The team then tested the Alzheimer’s model with lecanemab, an FDA-approved Alzheimer’s drug, and it responded exactly as expected. The amyloid plaques caused by misfolding were reduced after treatment, and interestingly, the organoids also mimicked some of the adverse side effects commonly seen in human patients by showing an inflammatory response.

This is exciting progress in the field, but one of the major challenges still faced is creating organoids that can also mimic the ageing brain.

“While in vitro models are valuable, they sometimes fail to capture the mature or ageing state of the human brain,” explained Xu. “To address this limitation, we are working on developing in vivo models by transplanting iPSC-derived neuronal progenitor cells into the brains of neonatal mice.”

Preliminary data from this work indicate that the mouse brain environment promotes the ageing of human neural cells. The team is also exploring the idea of transplanting whole organoids into mouse brains to retain the 3D structure of the human-derived organoid. Xu is hopeful that these models will help to mimic the cell interactions in the ageing brain in the context of Alzheimer’s disease.

The future of stem cell therapies for Alzheimer's disease

Researchers are also turning to artificial intelligence (AI) and machine learning as essential tools to help accelerate research for Alzheimer’s disease. AI excels at analysing large, complex datasets and extracting meaningful information. This has enormous potential to reveal subtle patterns or genetic variants that could enable clinicians to intervene before Alzheimer’s disease symptoms emerge. AI is also being integrated more into the research pipeline, helping to reveal previously unknown risk factors that could contribute to disease onset.  

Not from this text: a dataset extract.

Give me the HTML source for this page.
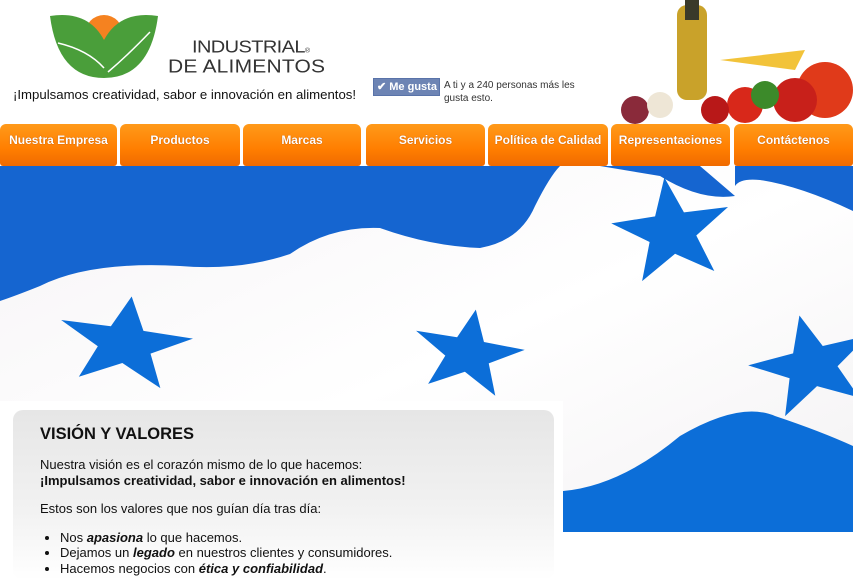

Huge advancements in the field mean that the decades-long promise of stem cell treatments for neurodegenerative diseases is inching closer to reality. The brain is the most complex organ in the body, and Alzheimer’s disease is still not fully understood. Yet, human-relevant organoid models are accelerating understanding of the disease, and new approaches in stem cell-based therapies are showing promising results in preclinical and early clinical trials. It is still a waiting game, and there will be no overnight solution, but researchers are confident that this is just a matter of time. “We will have some very exciting progress in the next 10 years,” concluded Xu.